What we will need is to set up .pgpass file. You can find instructions in my 2nd TIL article, Topic 2. At this point, we need a Java program. Let’s use the sample Java app in our docs. Specifically, we’re going to use the JDBC/Serverless steps. These steps will also walk you through setting up a serverless cluster we are going to use for this topic.

git clone https://github.com/cockroachlabs/example-app-java-jdbc/
cd example-app-java-jdbc
git checkout cockroachcloud

Go to the initialize the database step and run the command pointing to your cluster

cat app/src/main/resources/dbinit.sql | cockroach sql --url "<connection-string>"

I saved the connection string in an environment variable $COCKROACH_URL for simplicity, as described in the TIL Volume 2, Topic 1.

cat app/src/main/resources/dbinit.sql | cockroach sql --url $COCKROACH_URL

Before we run the code, we need to update the connection parameters.
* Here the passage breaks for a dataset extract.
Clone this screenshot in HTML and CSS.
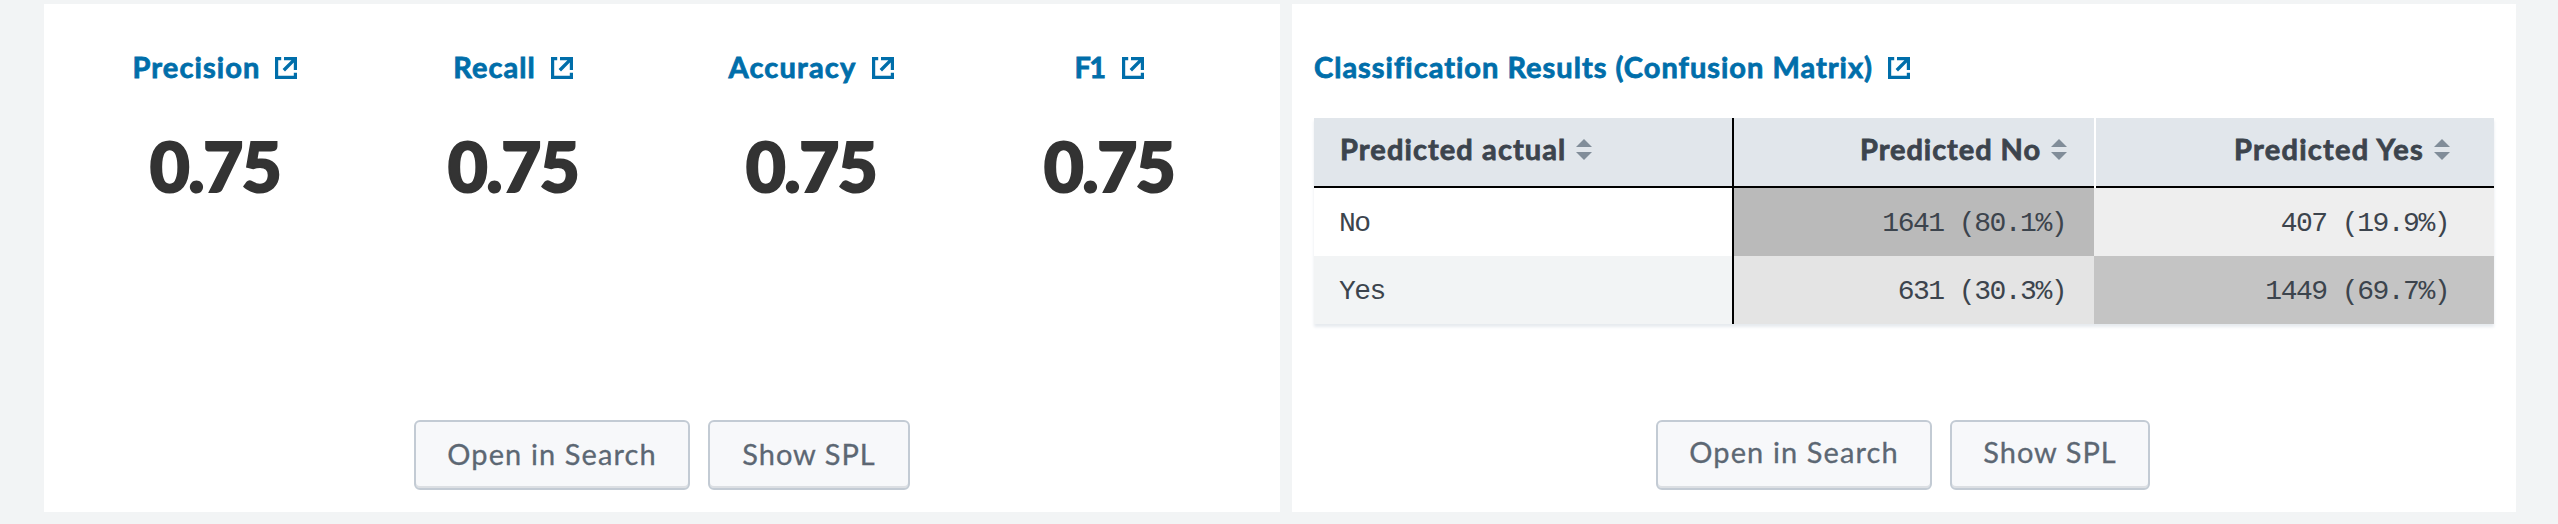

Unlike the tutorial in the docs, we’re going to intentionally leave out the password property.

ds.setServerNames(new String[]{"free-tier14.aws-us-east-1.cockroachlabs.cloud"});
        ds.setPortNumbers(new int[]{26257});
        ds.setDatabaseName("artem-serverless-480.bank");
        ds.setSsl(true);T
        ds.setUser("artem");
        //ds.setPassword("{password}");

Finally, we need to update the dependency file to use the latest pgjdbc driver, which at the time of writing is 42.3.3.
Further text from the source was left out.